Updated almost 6 years ago on . Most recent reply
Should I sell my condo to qualify for bigger loan?
Hello everyone, I'm new here and today is my birthday and look where I am, BigggrPockets because I'm determined to become a successful real estate investor one day (best if sooner than later :-) while being a single mom and working a "9-5" (more like 8-7pm which is why I'm looking to change that with real estate) and I think you guys are great, so thank you in advance for your help.
I bought my condo almost 8 years; I don't have much equity on it and I think my best option to get started is to to buy a duplex or 3 family house where I can house hack because as a single mom I think will free up most of my expenses which in return I'll be able to save it all and use it to save that 20% to buy my next property. Problem is I don't have the 20% cash right; most of these duplexes in my area (I'm in CT) in a decent town that I would consider are between $250k and up West Hartford would be ideal for me but there they are much higher.
I thought about getting a personal loan so I can have the cash in hand when I find the property bc all the good ones go pretty fast but this will limit my buying power and I'll be paying higher interest or sell my condo so I can qualify for a higher conventional loan and only have to come p with the 3-5% as supposed to 20%.
What do you guys think? Is there another option I haven't considered? Any input would be appreciate it.
Thank you
Liz - future real estate investor
Most Popular Reply
HAPPY BIRTHDAY@Lizbeth Castellano!!
To add to what @Jaysen Medhurst said, you can get a conventional loan with 5% down while still keeping the condo ONLY if you plan to make that your primary residence. At a purchase with less than 20% equity position, you will have to pay PMI in addition to the mortgage P&I. I have a duplex in New London I did exactly what you're describing and we paid the PMI so we kept the extra 15% for renovations. Now it's a cashflow beast and i'm still paying the PMI each month, but don't care because having the extra cash at the time was far more worth it than the extra $120 a month I pay.
Have you looked at what renting out your condo looks like? Something to remember about renting out a condo is the condo declaration documents may have a restriction on renting it out. Some is a residence requirement (live there for at least 2 years) and others have an overall community percentage (only up to 45% of condos can be non-owner occupied for example). Then again there may be non at all. As far as a rental goes, if the combination of mortgage, HOA and other standard holdings are covered by the rent, it's usually a great rental. In my experience with condos you get the easy of placement of a multifamily and the long term tenants like a SFH. Some, and I do mean SOME banks may even use a percentage of projected rent for the condo to counter your DTI.
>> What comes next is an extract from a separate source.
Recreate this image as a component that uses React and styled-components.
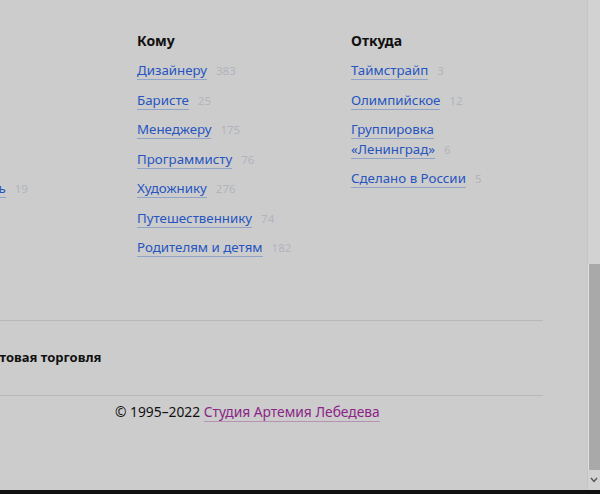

Obtaining a personal loan for the down payment won't work as the bank will view that as financing the down payment. They frown upon that. However, if you have a 401(k) with your work, or a different retirement product that is allowed to borrow against, IRS allows up to $50k borrowed. Most banks don't see this as a loan, they see it much like an equity line of credit.
Speaking of equity, are you SURE you don't have any equity in the condo? Are you using something other than a Zillow estimate? Something like MLS based comps for other units in the complex for example. I mean no disrespect or insult of your intelligence, but often times people take that estimate as gospel who are just unaware.
Keep this drive! It'll pay dividends on the back end for sure!!